**Direction**
Write out the listing below exactly, and omit any images you find in it.

>>>>

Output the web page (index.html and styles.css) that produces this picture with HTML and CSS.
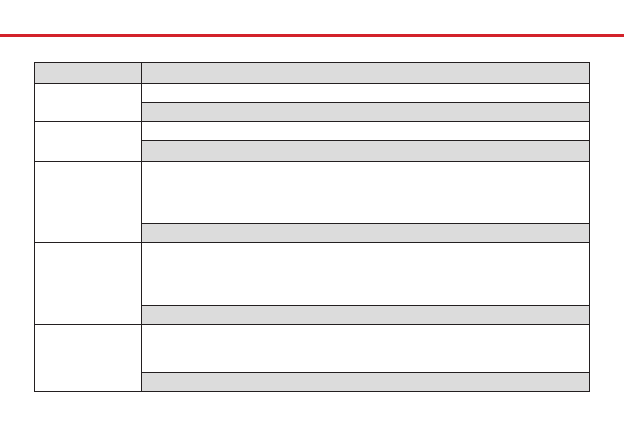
FILE: index.html
```html
<!DOCTYPE html>
<html>
<head>
	<meta http-equiv="Content-Type" content="text/html; charset=utf-8" />
	<title>Sheet</title>
	<link rel="stylesheet" href="styles.css">
</head>
<body>

<div class="rule"></div>

<div class="sheet">
	<div class="cell gray"></div>
	<div class="cell gray"></div>

	<div class="cell lab s2"></div>
	<div class="cell"></div>
	<div class="cell gray"></div>

	<div class="cell lab s2"></div>
	<div class="cell"></div>
	<div class="cell gray"></div>

	<div class="cell lab s2"></div>
	<div class="cell"></div>
	<div class="cell gray"></div>

	<div class="cell lab s2"></div>
	<div class="cell"></div>
	<div class="cell gray"></div>

	<div class="cell lab s2"></div>
	<div class="cell"></div>
	<div class="cell gray"></div>
</div>

</body>
</html>
```

FILE: styles.css
```css
body{
	margin:0px;
	padding:0px;
	background:#fff;
	font-family:"Liberation Sans", Arial, sans-serif;
}
.rule{
	margin-top:34px;
	height:3px;
	background:#d3222a;
}
.sheet{
	display:grid;
	grid-template-columns:106px 447px;
	grid-template-rows:20px 18px 18px 18px 20px 61px 18px 62px 18px 47px 18px;
	gap:1px;
	padding:1px;
	background:#231f20;
	width:max-content;
	margin:25px 0 0 34px;
}
.cell{
	background:#fff;
}
.gray{
	background:#dcdcdc;
}
.s2{
	grid-row:span 2;
}
```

<<<<

**Full output**
Output the web page (index.html and styles.css) that produces this picture with HTML and CSS.
FILE: index.html
```html
<!DOCTYPE html>
<html>
<head>
	<meta http-equiv="Content-Type" content="text/html; charset=utf-8" />
	<title>Sheet</title>
	<link rel="stylesheet" href="styles.css">
</head>
<body>

<div class="rule"></div>

<div class="sheet">
	<div class="cell gray"></div>
	<div class="cell gray"></div>

	<div class="cell lab s2"></div>
	<div class="cell"></div>
	<div class="cell gray"></div>

	<div class="cell lab s2"></div>
	<div class="cell"></div>
	<div class="cell gray"></div>

	<div class="cell lab s2"></div>
	<div class="cell"></div>
	<div class="cell gray"></div>

	<div class="cell lab s2"></div>
	<div class="cell"></div>
	<div class="cell gray"></div>

	<div class="cell lab s2"></div>
	<div class="cell"></div>
	<div class="cell gray"></div>
</div>

</body>
</html>
```

FILE: styles.css
```css
body{
	margin:0px;
	padding:0px;
	background:#fff;
	font-family:"Liberation Sans", Arial, sans-serif;
}
.rule{
	margin-top:34px;
	height:3px;
	background:#d3222a;
}
.sheet{
	display:grid;
	grid-template-columns:106px 447px;
	grid-template-rows:20px 18px 18px 18px 20px 61px 18px 62px 18px 47px 18px;
	gap:1px;
	padding:1px;
	background:#231f20;
	width:max-content;
	margin:25px 0 0 34px;
}
.cell{
	background:#fff;
}
.gray{
	background:#dcdcdc;
}
.s2{
	grid-row:span 2;
}
```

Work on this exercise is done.